Detour 50m left when you get back to the Orient Way junction onto Argall Way to admire the Lea Bridge station and secure cycle parking hub. Then carry on Lea Bridge Road until Hitcham Road to see tracks working their way east and the westbound tracks on the other side. Pass through old ‘modal filters’ (Hitcham, then Bridge Road, Hibbert Road, Theydon Street) to get to Markhouse Road.
Turn left along Markhouse Road to see one of the reasons Waltham Forest is winning plaudits beyond Lea Bridge Road for their main road treatments. Even where road widths are very constrained, the council is managing to make the best of a bad lot with pavements and cycle tracks. Turn off at Markhouse Avenue, then go through an old filter into Essex Road. Pass under the rail bridge and along Salop Road, Morland Road and right on Coppermill Lane briefly — route of Quietway 2, then onto Harold stone and Glenthorne Roads. At the end a dedicated cycle crossing leads into the ‘Blackhorse Village’.
This was the second major ‘villagisation’ scheme. Using a new network of modal filters, this area has had all through motor traffic removed. Turn left on Pretoria Avenue until the end. Along the way you’ll see rather odd-looking modal filters built over weak rail bridges—where it was impossible for the council to dig down—and outside the school, planting beds that act as “sustainable urban drainage”. At the end of Pretoria, pause to admire the main road pedestrian/cycle crossing.
Turn back now along Pretoria and take an optional detour down Chewton Road to see the track on Blackhorse Road. These arrived just prior to mini-Holland and demonstrate the council’s level of ambition. Coming back up Chewton, go east along Northcote and then south along Palmerston Road, exiting the southern half of the Blackhorse Village to see the ‘air quality’ scheme and Quietway 2 link at Selborne Road.
Arriving before mini-Holland, this air quality scheme saw bi-directional cycle tracks with a secret run along this road by the train tracks. The secret? The paving used on the tracks absorbs CO2 emissions. Ride along these tracks until Walthamstow Central. There’s a secure hub here, as well as the UK’s busiest Brompton Hire Dock.
This is where Quietway 2 is currently routed. Double back to Palmerston Road and then cut into the second half of Blackhorse Village via Mansfield Road, Erskine, then Hatherley Road. At the top of Hatherley, dogleg across Hoe Street to Milton Road and enter the ‘Hoe/Wood Village’.
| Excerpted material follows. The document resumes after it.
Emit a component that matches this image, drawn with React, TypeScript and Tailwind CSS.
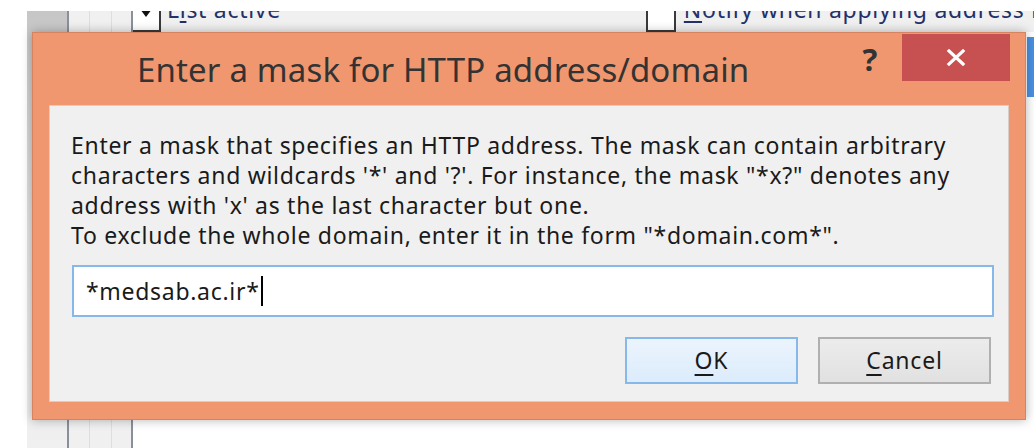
const font = "font-['Noto_Sans','Open_Sans',sans-serif]";

function CloseGlyph() {
  return (
    <svg width="20" height="17" viewBox="0 0 20 17" aria-hidden>
      <path d="M3 2 L17 15 M17 2 L3 15" stroke="#ffffff" strokeWidth="3.2" strokeLinecap="square" />
    </svg>
  );
}

function Check({ checked }: { checked?: boolean }) {
  return (
    <div className="mt-[-9px] flex h-[30px] w-[30px] shrink-0 items-start justify-center border-2 border-[#3a3a3a] bg-white">
      {checked && (
        <svg width="14" height="10" viewBox="0 0 14 10" className="mt-[4px]" aria-hidden>
          <path d="M1 1 L13 1 L7 9 Z" fill="#111" />
        </svg>
      )}
    </div>
  );
}

function DialogButton({ mnemonic, rest, primary }: { mnemonic: string; rest: string; primary?: boolean }) {
  return (
    <button
      className={
        "flex h-[47px] w-[173px] items-center justify-center border-2 text-[23px] leading-none tracking-[0.8px] text-[#1a1a1a] " +
        (primary
          ? "border-[#86b9ea] bg-gradient-to-b from-[#ebf4fc] to-[#dcecfc]"
          : "border-[#b0b0b0] bg-gradient-to-b from-[#ececec] to-[#e1e1e1]")
      }
    >
      <span>
        <u className="underline-offset-[5px]">{mnemonic}</u>
        {rest}
      </span>
    </button>
  );
}

export default function App() {
  return (
    <div className={`relative h-[448px] w-[1034px] overflow-hidden bg-white ${font}`}>
      {/* window behind the dialog */}
      <div className="flex h-full pt-[11px]">
        <div className="w-[27px] shrink-0" />
        <div className="w-[40px] shrink-0 bg-gradient-to-b from-[#c6c6c6] via-[#e4e4e4] to-[#f0f0f0]" />
        <div className="w-[2px] shrink-0 bg-[#8a9099]" />
        <div className="flex w-[62px] shrink-0 bg-[#f0f0f0]">
          <div className="ml-[20px] w-px bg-[#dedede]" />
          <div className="ml-[21px] w-px bg-[#dedede]" />
        </div>
        <div className="w-[2px] shrink-0 bg-[#8a9099]" />
        <div className="flex min-w-0 flex-1 flex-col overflow-hidden">
          <div className="flex h-[21px] items-start overflow-hidden bg-[#f0f0f0]">
            <div className="ml-[-2px] shrink-0">
              <Check checked />
            </div>
            <span className="ml-[6px] mt-[-17px] shrink-0 whitespace-nowrap text-[23px] leading-[30px] tracking-[0.7px] text-[#23306a]">
              L<u className="underline-offset-[3px]">i</u>st active
            </span>
            <div className="ml-[365px] shrink-0">
              <Check />
            </div>
            <span className="ml-[8px] mt-[-17px] shrink-0 whitespace-nowrap text-[23px] leading-[30px] tracking-[0.7px] text-[#23306a]">
              <u className="underline-offset-[3px]">N</u>otify when applying address rules
            </span>
          </div>
          <div className="mt-[5px] flex justify-end">
            <div className="h-[60px] w-[7px] bg-[#4a90e2]" />
          </div>
        </div>
      </div>

      {/* mask dialog */}
      <div className="absolute left-[32px] top-[32px] flex h-[388px] w-[994px] flex-col border border-[#d8835f] bg-[#f0976f] shadow-[0_0_10px_rgba(0,0,0,0.3)]">
        <div className="flex h-[72px] items-start">
          <div className="flex-1 whitespace-nowrap pl-[104px] pt-[17px] text-[33px] leading-[40px] tracking-[0.15px] text-[#333333]">
            Enter a mask for HTTP address/domain
          </div>
          <div className="mr-[12px] w-[40px] pt-[6px] text-center text-[31px] font-bold leading-[40px] text-[#333333]">?</div>
          <div className="mr-[15px] mt-[1px] flex h-[47px] w-[108px] items-center justify-center bg-[#c75050]">
            <CloseGlyph />
          </div>
        </div>

        <div className="mx-[16px] flex h-[297px] flex-col border border-[#d9cdc8] bg-[#f0f0f0]">
          <p className="whitespace-nowrap pl-[21px] pt-[24px] text-[23px] leading-[30px] tracking-[0.7px] text-[#1a1a1a]">
            Enter a mask that specifies an HTTP address. The mask can contain arbitrary
            <br />
            characters and wildcards '*' and '?'. For instance, the mask "*x?" denotes any
            <br />
            address with 'x' as the last character but one.
            <br />
            To exclude the whole domain, enter it in the form "*domain.com*".
          </p>

          <div className="ml-[22px] mr-[14px] mt-[15px] flex h-[52px] items-center border-2 border-[#86b9ea] bg-white pl-[12px] text-[23px] tracking-[0.7px] text-[#1a1a1a]">
            <span>*medsab.ac.ir*</span>
            <span className="ml-[1px] h-[30px] w-[2px] bg-black" />
          </div>

          <div className="mr-[17px] mt-[20px] flex justify-end gap-[20px]">
            <DialogButton mnemonic="O" rest="K" primary />
            <DialogButton mnemonic="C" rest="ancel" />
          </div>
        </div>
      </div>
    </div>
  );
}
As you cross Hoe Street, check out the ‘Copenhagen crossings’ on the side street. At the top of Milton, turn right into Aubrey, then cross Church Hill on a parallel ‘tiger’ crossing. You’re entering the original village area. From Folkestone dogleg to West Avenue to see railway bridges again used as an ideal location for a modal filter, with extra planting and public realm. Cross Orford Road briefly and cut down Grosvenor Park Road to Hoe Street. Here you can see some early mini-Holland tracks and bus stop bypasses that have arrived before the main tracks on Hoe Street to enable a crossing to a school.
Turn left onto the track, then left on Grove Road, previously one of the worst rat-runs in the area. Ride along it past newly regenerated shops to Eden Road, then work your back via Grosvenor Rise East and Wingfield Road to the end of the pedestrianised section of Orford Road.
The jewel in the crown so far, this short shopping parade sees motor vehicles (bar the odd bus) banned 10am to 10pm. The result is a radically transformed space for pedestrians and cyclists, but mainly for people sitting out and chatting at cafes and on benches. Previously this was both a rat-run and anon-stop parking zone for vans.
Sit back, have a cuppa or a pint and watch Walthamstow go by—kids play in the middle of the street, cyclists ride through, people faint at the house prices in the windows. The street that appears in every TfL presentation going and that has won awards is now also set to get a rival—in the less developed Leyton mini-Holland area (also in Waltham Forest).
Francis Road may have more chicken shops than Orford Road today, but it too is getting public realm improvements and similar timed pedestrian/cycle/bus-only camera enforcement. Some are already calling it ‘Orford Road 2’.